# Extract text from documents

_This notebook is part of a tutorial series on [txtai](https://github.com/neuml/txtai), an AI-powered semantic search platform._

Up to this point, all the examples have been working with sections of text, which have already been split through some other means. What happens if we're working with documents? First we need to get the text out of these documents, then figure out how to index to best support similarity search.
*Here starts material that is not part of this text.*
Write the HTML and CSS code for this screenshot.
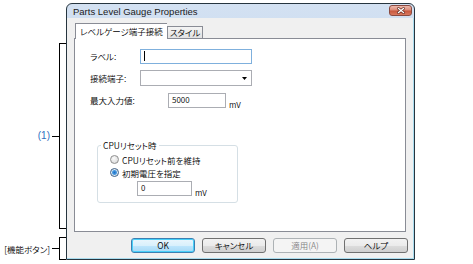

This notebook shows how documents can have text extracted and segmented to support similarity search.

# Install dependencies

Install `txtai` and all dependencies. Since this notebook is using optional pipelines, we need to install the pipeline extras package.

In [1]:
%%capture
!pip install git+https://github.com/neuml/txtai#egg=txtai[pipeline]

# Get test data
!wget -N https://github.com/neuml/txtai/releases/download/v3.5.0/tests.tar.gz
!tar -xvzf tests.tar.gz

# Install NLTK
import nltk
nltk.download('punkt')

# Create a Textractor instance

The Textractor instance is the main entrypoint for extracting text. This method is backed by Apache Tika, a robust text extraction library written in Java. [Apache Tika](https://tika.apache.org/0.9/formats.html) has support for a large number of file formats: PDF, Word, Excel, HTML and others. The [Python Tika package](https://github.com/chrismattmann/tika-python) automatically installs Tika and starts a local REST API instance used to read extracted data.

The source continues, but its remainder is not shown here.